A lot of people, in fact. Roughly 2,300, or 8 percent of the State Department’s total staff, is the target number for personnel cuts by the end of 2018. Tillerson got some help from the more than 300 civil servants who have already departed since the beginning of the Trump administration, many of them senior-level diplomats. One, Elizabeth Shackelford, blasted the secretary in her resignation letter when she exited in November. “I have deep respect for the career Foreign and Civil Service staff who, despite the stinging disrespect this administration has shown our profession, continue the struggle to keep our foreign policy on the positive trajectory necessary to avert global disaster in increasingly dangerous times,” she wrote. “With each passing day, however, this task grows more futile, driving the Department’s experienced and talented staff away in ever greater numbers.”
The brain drain, together with a startling delinquency in filling top spots—dozens of ambassadorships remain vacant, including those for Germany, Egypt, and South Korea, and, with Tillerson’s ouster, six of the nine top jobs at State are now empty—have been devastating for the department’s esprit de corps. “The place empties out at 4 p.m.,” a former assistant secretary of state told The New Yorker’s Dexter Filkins in the fall. “The morale is completely broken.”
In many respects, Tillerson’s efforts may be regarded as a textbook example of a familiar phenomenon of new administrations—testing, in real time, theories of how government ought to work. Sometimes chief executives are explicit in this aim—say, Barack Obama’s attempt to transcend partisan politics or Sam Brownback’s endeavor to turn Kansas into a small-government utopia—but more often than not, the success or failure in discharging the responsibilities before them provides a referendum on implicit assumptions about government.
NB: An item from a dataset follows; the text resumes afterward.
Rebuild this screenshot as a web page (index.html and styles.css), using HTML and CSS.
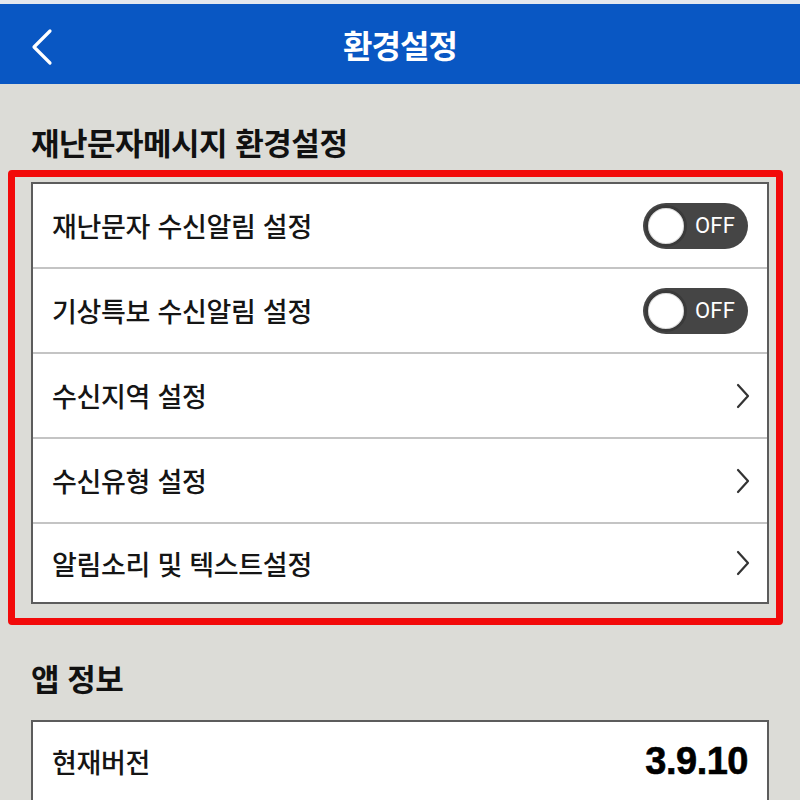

Having interviewed Tillerson and written a profile of the man during his tenure as secretary of state, Filkins concluded: “As far as I could gather, Tillerson doesn’t have much of an ideology, apart from efficiency.” Fair enough, but efficiency is always a matter of the means to a certain end; it is never an end in itself. Unfortunately, the latter view is common among many business professionals, for whom greater efficiency is synonymous with greater profit, the ultimate end of their labors. The same logic doesn’t apply to government agencies, however. They can always benefit from greater efficiency, but their ultimate success is never measured by profit margins. This may seem like a simple fact, but for corporate executives, like Tillerson, who have adhered to the mantra of efficiency for decades, it can lead to a confusion of ends and means when they enter government service. Such confusion threatens their ability to discharge their duties responsibly, but it can be lethal if it is supported by two assumptions that are fairly common among conservatives: The American government is hopelessly inefficient, and resolving this problem is the key to government working for a change.
These assumptions can hamstring executives entering government by convincing them that they have nothing essential to learn from their new peers who, in turn, have everything to gain from their experience. “I have sympathy with everyone with experience in the private sector who comes into a government agency and thinks ‘this is not how things worked at my old office,’” Daniel Baer, the former United States ambassador for the Organization for Security and Co-operation in Europe in the Obama administration, noted in an email. “I have less sympathy for folks who think, after a month or two, that they can simply import their prior world and impose it on their new one.”
Of course, for one who is certain that a system is fundamentally flawed, blithe dismissal is not only tempting, it seems downright efficient. If government is little more than an unwieldy machine that smokes and sputters, why waste time on the engineers who tend it?
But even beyond the risk of degrading the State Department’s mission in a misguided attempt to improve its operations, Tillerson made the greatest mistake for any CEO: he misallocated his time. According to Bloomberg, in the first eight months of his tenure, Tillerson traveled less than half as much as either of his predecessors in the Obama administration, preferring to hole himself up with a small coterie of subordinates in the executive suite of the Harry S. Truman Building and tinker with the elements of his “redesign.” For many observers, the choice communicated that Tillerson failed to appreciate or perhaps even fully understand the human elements of diplomacy, either as a global ambassador for American values or the leader of an essential organ of government. “When it comes to building a State Department for the next generation, I am hard pressed to name a single thing Tillerson has said or done to attract the best talent,” Derek Chollet, a former assistant secretary of defense for international-security affairs in the Obama administration, wrote in a column for Foreign Policy. “If anything, he’s driving people away.”
Given his successful tenure at ExxonMobil, this failure makes for perhaps the most surprising oversight of Tillerson’s tenure, that he seemed to forget the fact that, while the requirements of leadership and management can be usefully sorted, they remain symbiotic. Just as gross mismanagement can try the commitment of even the most dedicated team member, no amount of efficiency gains in an organization can compensate for sending a message that an employee’s work is meaningless. “People need to be brought into a vision of what is possible,” Baer wrote of Tillerson’s stewardship of the State Department in another piece for Foreign Policy. “Their good work deserves to be acknowledged, and they need to feel that the secretary of state has their backs.”
At the December town hall, sensing that his job was in peril, Tillerson tried to win some allies and make amends. “When I came to the State Department, I didn’t know any of you,” he said. “I didn’t know anything about your culture, I didn’t know anything about what motivates you, I didn’t know anything about your work, I didn’t know anything about how you get your work done.” It was a bracing admission, courageous even, but insofar as Tillerson would go on to highlight the crucial importance of having integrated the USAID and State Department global address lists—“if you’re spending 30 seconds to a minute every time you try to engage with that system, sitting there watching it, and I multiply that times 25,000 people times how many encounters a year”—in more ways than one, it seems clear he never learned his lessons.